One touch of lunacy makes the whole world kin,” someone says in A Fine Summer Knight, providing a smart summary of the book’s main concern. It’s a novel about kinship the sometimes painful experience of accepting one’s own family, warts and all, and the kinship that can evolve between people from widely disparate backgrounds through shared experiences. And it is about a form of lunacy: obsession.

Main character Grace (known within her family as Auntie) is a lonely child who feels unappreciated and out of place. An accidental glimpse through a telescope of a ghostly knight in armour intrigues and obsesses her. She is driven to discover more even if it means straying beyond the boundaries set for her into forbidden territory.

Grace’s parents are fanatical about machines: the garage and garden of their council estate home are crowded with all manner of arcane treasures a cake mill, stationary engines, a corn-crusher anniversary presents to each other.
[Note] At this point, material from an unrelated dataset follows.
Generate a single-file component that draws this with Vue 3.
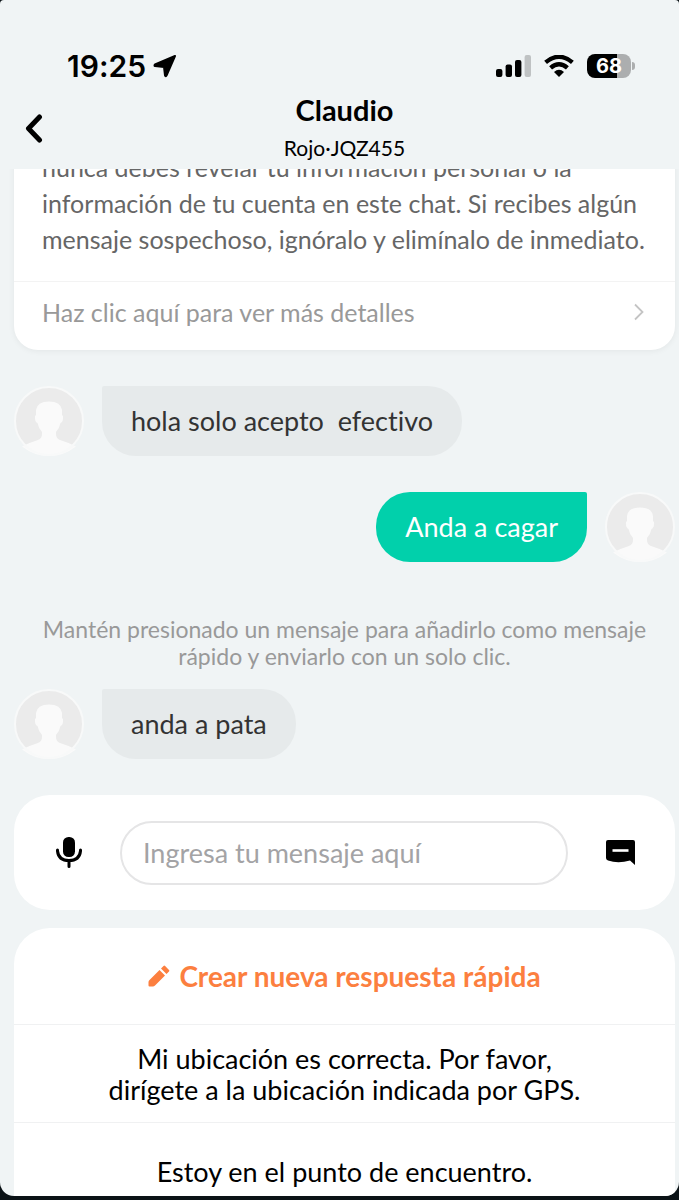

Older brother Frank and his friend Salvo are obsessed with the restoration of a 1947 Fordson coal lorry, which has been blocking the driveway for years. To complete its authentic restoration they need a wheeling machine, with which to fashion mud-guards.

Here’s where the plots so neatly combine. During her quest to find her knight in shining armour, Grace spots a wheeling machine in the grounds of a big house. This belongs to a well-to-do family, some of whose members have an obsession of their own: the re-enactment of 14th century battles complete with full armour and weaponry.

The tight plot that relies so frankly on coincidence allows space for an exploration of modern childhood. Grace is trapped on her estate, forbidden to stray because her family fear the “nutters” that they think roam the streets. But Dizzy, the “posh” girl from the big house on the hill, is similarly trapped by a snobbish mother who won’t allow her to mix with the local children.

Jan Mark is excellent on detail and atmosphere: the evocation of a decaying stone angel in a graveyard, the flat view through a telescope, the sounds a house makes when you are lying awake in it, all plainly and precisely evoked. Her off-beat characters, dreadlocked trainee plumber Salvo, for instance, are warmly portrayed. And the change in Grace herself, as she makes friends and proves her worth to her family by being the one to save the day, is moving and satisfying.

The early chapters are clogged with detail about machinery and vehicle restoration though the latter is surprisingly interesting. But once Grace has glimpsed her knight the pace quickens into an exciting and thought-provoking read.

There is a shamelessly happy ending as the final chapter brilliantly conveys the glorious mayhem of a re-enacted battle at a steam rally. Two clankingly raucous obsessions combine and the two families to which they are attached are made kin.